● **Written problem**: Pick out and copy every line below that has the word "styles".

● **Records for this exercise**:
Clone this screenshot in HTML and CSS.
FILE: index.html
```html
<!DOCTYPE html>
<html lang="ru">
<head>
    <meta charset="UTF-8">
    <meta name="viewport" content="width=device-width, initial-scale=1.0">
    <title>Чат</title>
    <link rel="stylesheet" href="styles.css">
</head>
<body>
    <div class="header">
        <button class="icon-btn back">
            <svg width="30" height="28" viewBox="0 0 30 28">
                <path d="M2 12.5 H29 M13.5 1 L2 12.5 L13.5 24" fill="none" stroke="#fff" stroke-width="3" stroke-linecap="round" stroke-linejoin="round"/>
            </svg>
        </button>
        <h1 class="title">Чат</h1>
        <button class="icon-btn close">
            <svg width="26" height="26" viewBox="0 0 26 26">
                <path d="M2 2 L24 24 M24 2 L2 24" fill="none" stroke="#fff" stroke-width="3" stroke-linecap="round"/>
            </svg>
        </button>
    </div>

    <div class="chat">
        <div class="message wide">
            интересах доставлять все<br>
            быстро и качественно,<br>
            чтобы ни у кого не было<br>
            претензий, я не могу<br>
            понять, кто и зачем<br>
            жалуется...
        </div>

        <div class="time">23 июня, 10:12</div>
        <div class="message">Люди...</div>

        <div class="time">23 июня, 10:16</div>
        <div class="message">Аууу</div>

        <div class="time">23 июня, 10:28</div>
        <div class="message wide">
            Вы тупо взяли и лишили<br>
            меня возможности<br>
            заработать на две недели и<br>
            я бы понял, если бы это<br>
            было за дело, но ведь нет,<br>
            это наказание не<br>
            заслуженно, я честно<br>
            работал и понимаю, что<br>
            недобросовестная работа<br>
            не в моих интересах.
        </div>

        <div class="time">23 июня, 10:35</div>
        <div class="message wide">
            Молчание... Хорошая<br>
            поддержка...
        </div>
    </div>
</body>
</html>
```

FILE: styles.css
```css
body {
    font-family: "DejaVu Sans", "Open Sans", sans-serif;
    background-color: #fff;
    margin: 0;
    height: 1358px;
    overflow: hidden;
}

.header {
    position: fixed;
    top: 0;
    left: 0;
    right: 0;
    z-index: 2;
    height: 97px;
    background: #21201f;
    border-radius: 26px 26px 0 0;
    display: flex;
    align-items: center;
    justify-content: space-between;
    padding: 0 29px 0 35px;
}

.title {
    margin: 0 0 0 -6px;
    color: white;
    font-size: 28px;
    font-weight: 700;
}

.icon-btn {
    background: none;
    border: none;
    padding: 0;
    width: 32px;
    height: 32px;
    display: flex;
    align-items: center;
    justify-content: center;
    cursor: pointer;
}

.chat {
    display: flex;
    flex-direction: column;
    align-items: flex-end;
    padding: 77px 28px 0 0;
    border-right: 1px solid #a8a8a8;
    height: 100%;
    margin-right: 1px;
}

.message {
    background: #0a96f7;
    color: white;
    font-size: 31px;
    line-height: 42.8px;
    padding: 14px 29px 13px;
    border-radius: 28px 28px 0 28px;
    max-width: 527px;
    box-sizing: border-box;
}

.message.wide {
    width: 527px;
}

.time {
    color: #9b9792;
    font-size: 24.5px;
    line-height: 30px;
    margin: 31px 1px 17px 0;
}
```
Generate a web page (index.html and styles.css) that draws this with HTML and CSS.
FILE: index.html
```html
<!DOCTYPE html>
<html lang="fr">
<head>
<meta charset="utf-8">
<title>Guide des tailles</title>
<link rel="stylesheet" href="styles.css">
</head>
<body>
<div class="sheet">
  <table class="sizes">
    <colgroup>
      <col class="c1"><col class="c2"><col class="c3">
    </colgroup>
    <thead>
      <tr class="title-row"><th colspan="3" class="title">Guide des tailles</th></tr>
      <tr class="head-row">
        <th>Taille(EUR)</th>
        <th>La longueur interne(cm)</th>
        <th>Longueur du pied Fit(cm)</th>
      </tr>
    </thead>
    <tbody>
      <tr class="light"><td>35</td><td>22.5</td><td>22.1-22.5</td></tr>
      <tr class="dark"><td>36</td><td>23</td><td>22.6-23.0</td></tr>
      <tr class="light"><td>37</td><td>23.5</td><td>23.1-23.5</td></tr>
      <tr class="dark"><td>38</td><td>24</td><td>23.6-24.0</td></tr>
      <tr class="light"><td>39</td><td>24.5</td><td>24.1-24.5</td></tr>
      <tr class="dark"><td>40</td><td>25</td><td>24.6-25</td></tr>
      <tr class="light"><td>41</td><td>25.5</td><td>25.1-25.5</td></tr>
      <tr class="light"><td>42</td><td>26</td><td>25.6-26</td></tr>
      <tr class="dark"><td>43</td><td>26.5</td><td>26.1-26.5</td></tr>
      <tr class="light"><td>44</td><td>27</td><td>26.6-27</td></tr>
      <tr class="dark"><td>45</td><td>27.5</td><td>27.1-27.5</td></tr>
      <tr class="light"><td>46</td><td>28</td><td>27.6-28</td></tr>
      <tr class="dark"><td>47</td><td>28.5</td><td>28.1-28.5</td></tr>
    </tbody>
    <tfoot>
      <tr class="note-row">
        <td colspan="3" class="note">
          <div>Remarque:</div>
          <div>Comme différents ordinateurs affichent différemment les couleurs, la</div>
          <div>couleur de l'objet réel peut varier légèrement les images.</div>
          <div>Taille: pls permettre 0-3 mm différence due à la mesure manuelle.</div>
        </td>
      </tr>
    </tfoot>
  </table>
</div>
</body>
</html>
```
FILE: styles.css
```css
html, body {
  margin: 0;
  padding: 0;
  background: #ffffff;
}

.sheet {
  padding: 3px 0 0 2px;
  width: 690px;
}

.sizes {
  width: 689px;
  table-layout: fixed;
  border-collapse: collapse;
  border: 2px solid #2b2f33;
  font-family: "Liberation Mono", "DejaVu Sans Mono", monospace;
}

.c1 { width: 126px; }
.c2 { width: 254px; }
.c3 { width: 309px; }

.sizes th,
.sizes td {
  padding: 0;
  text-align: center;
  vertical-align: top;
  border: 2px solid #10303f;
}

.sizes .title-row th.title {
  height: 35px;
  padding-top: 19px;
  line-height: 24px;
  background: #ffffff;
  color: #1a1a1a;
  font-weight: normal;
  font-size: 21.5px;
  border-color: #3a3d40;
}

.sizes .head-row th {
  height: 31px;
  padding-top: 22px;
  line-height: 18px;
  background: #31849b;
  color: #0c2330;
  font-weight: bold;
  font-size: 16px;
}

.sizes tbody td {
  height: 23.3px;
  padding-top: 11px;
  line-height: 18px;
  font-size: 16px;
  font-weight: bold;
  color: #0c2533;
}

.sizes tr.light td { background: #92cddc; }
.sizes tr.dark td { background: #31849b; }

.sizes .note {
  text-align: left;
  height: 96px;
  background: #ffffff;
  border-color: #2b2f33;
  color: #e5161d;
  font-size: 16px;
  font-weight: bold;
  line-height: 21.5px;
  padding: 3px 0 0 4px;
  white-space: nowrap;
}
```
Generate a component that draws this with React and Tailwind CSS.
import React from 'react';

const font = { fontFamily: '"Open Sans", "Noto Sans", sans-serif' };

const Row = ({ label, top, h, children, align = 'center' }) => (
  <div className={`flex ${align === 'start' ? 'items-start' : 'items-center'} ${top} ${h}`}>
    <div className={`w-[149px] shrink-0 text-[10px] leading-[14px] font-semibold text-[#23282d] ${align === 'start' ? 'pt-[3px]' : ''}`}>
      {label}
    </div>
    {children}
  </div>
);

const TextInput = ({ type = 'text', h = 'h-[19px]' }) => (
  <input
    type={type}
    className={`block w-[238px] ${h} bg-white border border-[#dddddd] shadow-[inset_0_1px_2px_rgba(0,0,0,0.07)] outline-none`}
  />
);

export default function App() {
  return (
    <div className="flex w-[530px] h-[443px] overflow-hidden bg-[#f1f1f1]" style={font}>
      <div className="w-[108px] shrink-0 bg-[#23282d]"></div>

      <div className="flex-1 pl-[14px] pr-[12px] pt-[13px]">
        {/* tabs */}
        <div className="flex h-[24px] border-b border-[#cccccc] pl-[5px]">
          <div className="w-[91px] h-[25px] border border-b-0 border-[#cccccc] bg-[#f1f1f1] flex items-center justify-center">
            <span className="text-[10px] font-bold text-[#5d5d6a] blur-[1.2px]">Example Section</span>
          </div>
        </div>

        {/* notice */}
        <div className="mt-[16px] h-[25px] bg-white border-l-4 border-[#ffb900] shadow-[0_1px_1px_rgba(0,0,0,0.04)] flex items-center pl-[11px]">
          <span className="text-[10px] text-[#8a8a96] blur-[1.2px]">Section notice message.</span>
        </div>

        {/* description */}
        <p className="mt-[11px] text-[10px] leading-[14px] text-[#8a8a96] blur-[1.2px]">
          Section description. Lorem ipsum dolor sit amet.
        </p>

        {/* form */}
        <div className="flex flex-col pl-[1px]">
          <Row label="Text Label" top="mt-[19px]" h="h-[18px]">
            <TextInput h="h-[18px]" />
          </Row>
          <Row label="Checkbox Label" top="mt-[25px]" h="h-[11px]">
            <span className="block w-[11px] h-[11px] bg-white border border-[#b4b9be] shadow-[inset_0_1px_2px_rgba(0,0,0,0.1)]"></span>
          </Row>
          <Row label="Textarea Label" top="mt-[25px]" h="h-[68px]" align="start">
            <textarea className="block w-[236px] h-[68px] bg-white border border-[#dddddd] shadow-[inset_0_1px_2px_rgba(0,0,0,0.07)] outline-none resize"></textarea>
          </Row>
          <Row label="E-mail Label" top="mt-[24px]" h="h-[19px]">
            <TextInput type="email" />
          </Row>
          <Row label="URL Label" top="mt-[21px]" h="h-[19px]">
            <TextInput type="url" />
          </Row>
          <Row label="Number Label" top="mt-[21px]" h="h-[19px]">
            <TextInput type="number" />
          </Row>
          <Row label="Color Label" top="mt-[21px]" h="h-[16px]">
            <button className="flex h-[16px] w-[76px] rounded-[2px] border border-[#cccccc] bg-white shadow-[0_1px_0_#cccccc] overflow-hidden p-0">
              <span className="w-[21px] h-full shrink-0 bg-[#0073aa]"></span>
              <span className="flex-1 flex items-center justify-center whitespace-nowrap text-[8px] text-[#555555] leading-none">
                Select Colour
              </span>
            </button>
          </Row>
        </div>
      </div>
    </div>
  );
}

● **Task response**:
    <link rel="stylesheet" href="styles.css">
FILE: styles.css
Generate a web page (index.html and styles.css) that draws this with HTML and CSS.
<link rel="stylesheet" href="styles.css">
FILE: styles.css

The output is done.